On Sunday, 28 May, the Malaysian Maritime Enforcement Agency (MMEA) said it found and detained a cargo ship for anchoring illegally at 20.1 nautical miles east of Tanjung Siang off the coast of Johor.

The Chinese barge was found carrying artefacts, including scrap metal, artillery shells, and about 100 cannonballs, believed to be from British ships, HMS Repulse and HMS Prince of Wales, that sank in Malaysian waters in 1941.

Image via Harian Metro

Johor MMEA director First Admiral Nurul Hizam Zakaria said they detained the ship at 12.45pm for anchoring illegally when crew members failed to present granted permission

He said the vessel, registered in Fuzhou, China, had a crew of 32 members, including Chinese nationals, Bangladeshis, and a Malaysian.

Further inspection of the artillery shells and cannonballs led the MMEA officers to suspect that the cargo ship was related to another alleged incident, where a vessel fled after it was found unloading looted artefacts in a Tanjung Belungkor scrapyard in Johor earlier this month.
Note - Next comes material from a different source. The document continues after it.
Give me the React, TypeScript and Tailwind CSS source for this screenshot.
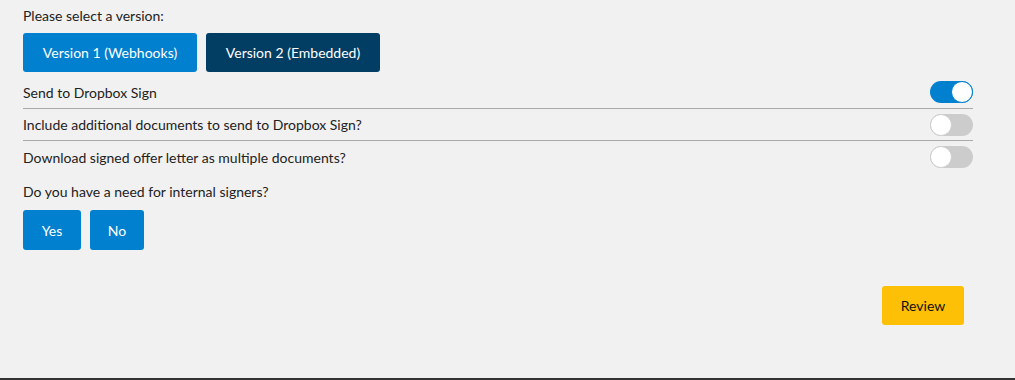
import React, { useState } from 'react'

const Toggle: React.FC<{ on: boolean; onChange: () => void }> = ({ on, onChange }) => (
  <button
    type="button"
    onClick={onChange}
    className={`relative w-[43px] h-[22px] rounded-full transition-colors ${on ? 'bg-[#0180cf]' : 'bg-[#cccccc]'}`}
  >
    <span
      className={`absolute top-0 h-[22px] w-[22px] rounded-full bg-white border ${
        on ? 'left-[21px] border-[#0180cf]' : 'left-0 border-[#cfcfcf]'
      }`}
    />
  </button>
)

export default function App() {
  const [send, setSend] = useState(true)
  const [extra, setExtra] = useState(false)
  const [multi, setMulti] = useState(false)

  const rows = [
    { label: 'Send to Dropbox Sign', on: send, set: () => setSend(!send), cls: 'h-[33px] border-b border-[#aaaaaa]' },
    { label: 'Include additional documents to send to Dropbox Sign?', on: extra, set: () => setExtra(!extra), cls: 'h-[32px] border-b border-[#aaaaaa]' },
    { label: 'Download signed offer letter as multiple documents?', on: multi, set: () => setMulti(!multi), cls: 'h-[32px]' }
  ]

  return (
    <div
      className="min-h-[380px] bg-[#f1f1f1] border-b-2 border-[#333333] text-[#222222] text-[14px] flex flex-col pl-[23px] pr-[42px] pt-[6px]"
      style={{ fontFamily: 'Lato, "Open Sans", sans-serif' }}
    >
      <p className="leading-5">Please select a version:</p>

      {/* Version buttons */}
      <div className="flex gap-[9px] mt-[7px]">
        <button type="button" className="w-[174px] h-[39px] rounded-[3px] bg-[#0180cf] text-white">
          Version 1 (Webhooks)
        </button>
        <button type="button" className="w-[174px] h-[39px] rounded-[3px] bg-[#023e64] text-white">
          Version 2 (Embedded)
        </button>
      </div>

      {/* Toggle rows */}
      <div className="mt-[4px]">
        {rows.map((r) => (
          <div key={r.label} className={`flex items-center justify-between ${r.cls}`}>
            <span>{r.label}</span>
            <Toggle on={r.on} onChange={r.set} />
          </div>
        ))}
      </div>

      <p className="leading-5 mt-[9px]">Do you have a need for internal signers?</p>

      <div className="flex gap-[9px] mt-[8px]">
        <button type="button" className="w-[58px] h-[40px] rounded-[3px] bg-[#0180cf] text-white">
          Yes
        </button>
        <button type="button" className="w-[54px] h-[40px] rounded-[3px] bg-[#0180cf] text-white">
          No
        </button>
      </div>

      <div className="flex justify-end mt-[36px] pr-[9px]">
        <button type="button" className="w-[82px] h-[39px] rounded-[3px] bg-[#fdc006] text-[#111111]">
          Review
        </button>
      </div>
    </div>
  )
}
"We never stopped looking for the vessel. We have been combing our waters round the clock, hunting them down. They went off the radar by switching off their GPS and WiFi systems," said Nurul Hizam, as quoted by New Straits Times.

He added that they are also investigating if there was a larger ship anchored outside Malaysian waters for the cargo ship to offload the stolen items.

Image via Astro Awani

The artefacts have been handed over to the National Heritage Department to verify if they are indeed from the British shipwrecks

Until then, the case is being investigated under Section 491B(1)(L) of the Merchant Shipping Ordinance 1952 for anchoring without prior approval.

However, New Straits Times also reported sources claiming that the vessel is responsible for looting 90% of other World War II shipwrecks in the region, including in Singaporean, Cambodian, and Vietnamese waters.

It is also allegedly wanted by Indonesian authorities for plundering the remains of Dutch warships HNLMS De Ruyter, HNLMS Java, and HNLMS Kortenaer in the Java Sea.

Nurul Hizam said the MMEA would be working with its Indonesian counterparts regarding the case.